Personalized Recommender Systems: Technological Impact and Concerns

Abstract

Most of our online activities are, at least in part, powered by personalized recommender systems. While automatic pattern extraction as a technology holds great promise, it can also have alarming adverse impacts. This talk will give a high-level overview of common techniques for personalized recommender systems, and how they connect to problems on both the personal and social level. It will also discuss some alternative approaches addressing these issues, and why a solution cannot come from technology alone.

About

Amy Zhang is a PhD Candidate in Operations Research and Information Engineering (ORIE) at Cornell Tech, working with Prof. Itai Gurvich on approximate control optimization in an evolving system. Her research focuses on approximating large systems by a small number of clusters in settings that can be modeled as Markov Decision Processes (MDP).
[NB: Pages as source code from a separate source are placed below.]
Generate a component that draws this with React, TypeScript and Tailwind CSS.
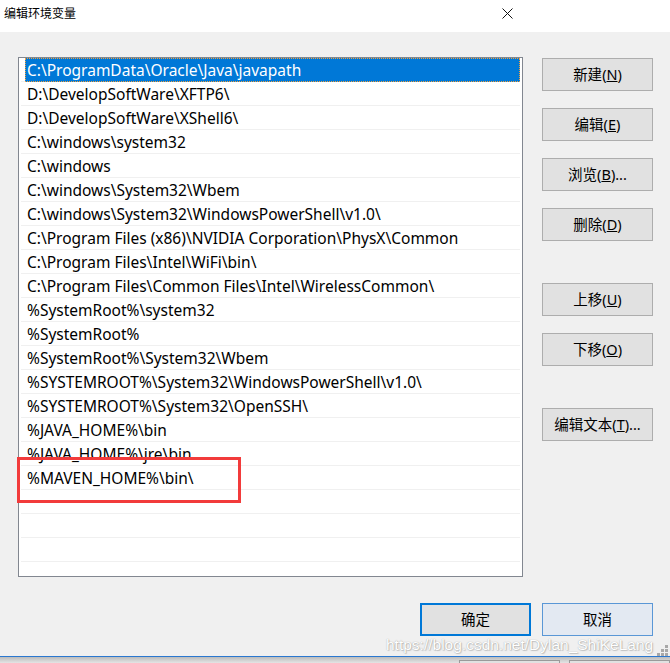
import React from "react";

const items = [
  "C:\\ProgramData\\Oracle\\Java\\javapath",
  "D:\\DevelopSoftWare\\XFTP6\\",
  "D:\\DevelopSoftWare\\XShell6\\",
  "C:\\windows\\system32",
  "C:\\windows",
  "C:\\windows\\System32\\Wbem",
  "C:\\windows\\System32\\WindowsPowerShell\\v1.0\\",
  "C:\\Program Files (x86)\\NVIDIA Corporation\\PhysX\\Common",
  "C:\\Program Files\\Intel\\WiFi\\bin\\",
  "C:\\Program Files\\Common Files\\Intel\\WirelessCommon\\",
  "%SystemRoot%\\system32",
  "%SystemRoot%",
  "%SystemRoot%\\System32\\Wbem",
  "%SYSTEMROOT%\\System32\\WindowsPowerShell\\v1.0\\",
  "%SYSTEMROOT%\\System32\\OpenSSH\\",
  "%JAVA_HOME%\\bin",
  "%JAVA_HOME%\\jre\\bin",
  "%MAVEN_HOME%\\bin\\",
  "",
  "",
  "",
  "",
];

const uiFont = { fontFamily: '"Noto Sans", "Noto Sans CJK SC", sans-serif' };

function Btn({ label, u, tail = "", mt = "" }: { label: string; u: string; tail?: string; mt?: string }) {
  return (
    <div
      className={`h-[33px] w-[111px] border border-[#adadad] bg-[#e1e1e1] flex items-center justify-center text-[14.5px] text-black ${mt}`}
    >
      <span>
        {label}(<u>{u}</u>){tail}
      </span>
    </div>
  );
}

export default function App() {
  return (
    <div className="relative w-[670px] h-[663px] overflow-hidden bg-[#f0f0f0]" style={uiFont}>
      {/* title bar */}
      <div className="h-[32px] bg-white flex items-start justify-between">
        <div className="pl-[4px] pt-[5px] text-[12px] leading-[16px] text-black" style={{ fontFamily: '"Noto Sans CJK SC", sans-serif' }}>
          编辑环境变量
        </div>
        <svg className="mt-[8px] mr-[157px]" width="11" height="11" viewBox="0 0 11 11">
          <path d="M0.5 0.5 L10.5 10.5 M10.5 0.5 L0.5 10.5" stroke="#111" strokeWidth="1" fill="none" />
        </svg>
      </div>

      {/* body */}
      <div className="flex pt-[25px]">
        <div className="ml-[18px] w-[505px] h-[520px] border border-[#828790] bg-white overflow-hidden">
          {items.map((t, i) => (
            <div key={i} className="h-[24px] mx-[2px] border-b border-[#f0f0f0]">
              {i === 0 ? (
                <div className="ml-[4px] h-[24px] -mb-[1px] bg-[#0078d7] border border-dotted border-[#f3a13c] text-white text-[15.5px] leading-[23px] pl-[1px] whitespace-nowrap">
                  {t}
                </div>
              ) : (
                <div className="ml-[6px] h-[23px] text-[15.5px] leading-[24px] text-black whitespace-nowrap">
                  {t}
                </div>
              )}
            </div>
          ))}
        </div>
        <div className="ml-[19px] pt-[1px] flex flex-col">
          <Btn label="新建" u="N" />
          <Btn label="编辑" u="E" mt="mt-[17px]" />
          <Btn label="浏览" u="B" tail="..." mt="mt-[17px]" />
          <Btn label="删除" u="D" mt="mt-[17px]" />
          <Btn label="上移" u="U" mt="mt-[42px]" />
          <Btn label="下移" u="O" mt="mt-[17px]" />
          <Btn label="编辑文本" u="T" tail="..." mt="mt-[42px]" />
        </div>
      </div>

      {/* bottom buttons */}
      <div className="flex justify-end gap-[11px] pr-[17px] mt-[26px]">
        <div className="h-[33px] w-[111px] border-2 border-[#0078d7] bg-[#e1e1e1] flex items-center justify-center text-[14.5px] text-black">
          确定
        </div>
        <div className="h-[33px] w-[111px] border border-[#5a97d6] bg-[#e3e9f2] flex items-center justify-center text-[14.5px] text-black">
          取消
        </div>
      </div>

      {/* window bottom edge */}
      <div className="mt-[20px] h-[1px] bg-[#2a78d0]" />
      <div className="h-[6px] bg-gradient-to-b from-[#bcbcbc] to-[#e4e4e4] flex pl-[459px] gap-[9px] pt-[3px]">
        <div className="w-[111px] h-[3px] border border-b-0 border-[#9a9a9a] bg-[#e1e1e1]" />
        <div className="w-[111px] h-[3px] border border-b-0 border-[#9a9a9a] bg-[#e1e1e1]" />
      </div>

      {/* red annotation */}
      <div className="absolute left-[17px] top-[457px] w-[224px] h-[46px] border-[3px] border-[#f23b3b]" />

      {/* watermark */}
      <div
        className="absolute left-[386px] top-[636px] text-[15.5px] leading-[18px] text-white whitespace-nowrap"
        style={{
          fontFamily: '"Liberation Sans", Arial, sans-serif',
          textShadow: "0 0 1px rgba(90,90,90,0.55), 1px 1px 1px rgba(120,120,120,0.35)",
        }}
      >
        https://blog.csdn.net/Dylan_ShiKeLang
      </div>

      {/* resize grip */}
      <svg className="absolute left-[657px] top-[645px]" width="12" height="11" viewBox="0 0 12 11">
        <rect x="8" y="0" width="3" height="3" fill="#a8a8a8" />
        <rect x="4" y="4" width="3" height="3" fill="#a8a8a8" />
        <rect x="8" y="4" width="3" height="3" fill="#a8a8a8" />
        <rect x="0" y="8" width="3" height="3" fill="#a8a8a8" />
        <rect x="4" y="8" width="3" height="3" fill="#a8a8a8" />
        <rect x="8" y="8" width="3" height="3" fill="#a8a8a8" />
      </svg>
    </div>
  );
}
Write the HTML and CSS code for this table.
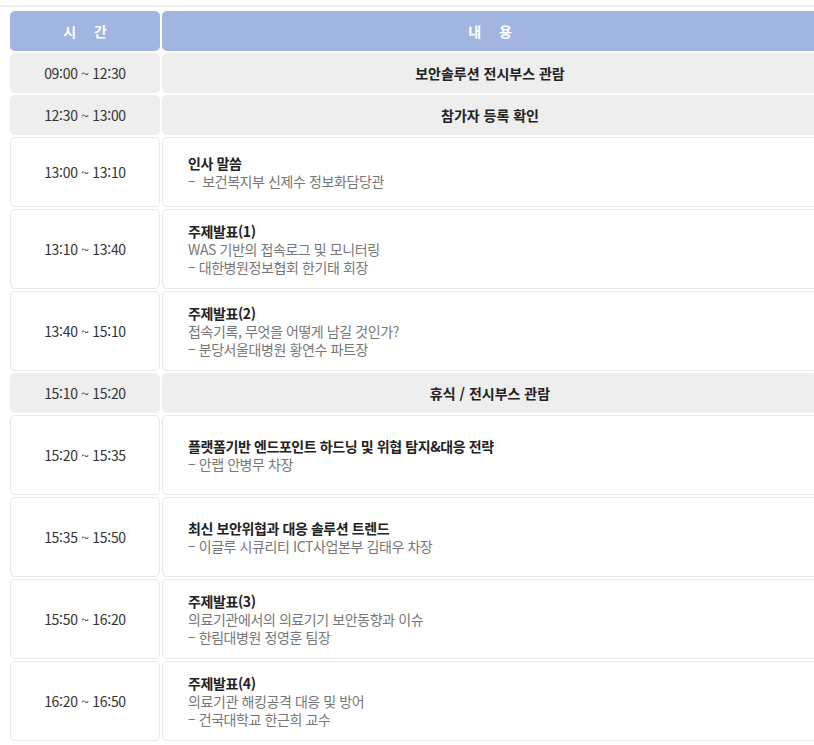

She would like to extend the results to applications where “best” actions are learned through interactions, in particular personalized recommendations, and enquire into what qualifies as “best”: 1. How to tradeoff/ combine the profit goals of the entity making the recommendation vs the value to the person receiving the recommendation? How to account for the human part of the value such as feelings in algorithmic design? 2. Could the clustering structure in the approximation be leveraged to reduce the “echo chamber” effect in certain contexts such as media or news? Or going further, how much should an algorithm be concerned about better vs preferred? 3. Might there be potential implications of the technique on the ability to replace individual data with group level ones? Is it still valuable if an algorithm is not privacy preserving but makes the user feel less “watched”? As a DLI Doctoral Fellow, Amy seeks to pursue discussions underlying these questions and explore what downstream societal impacts can be contained at the level of algorithm design.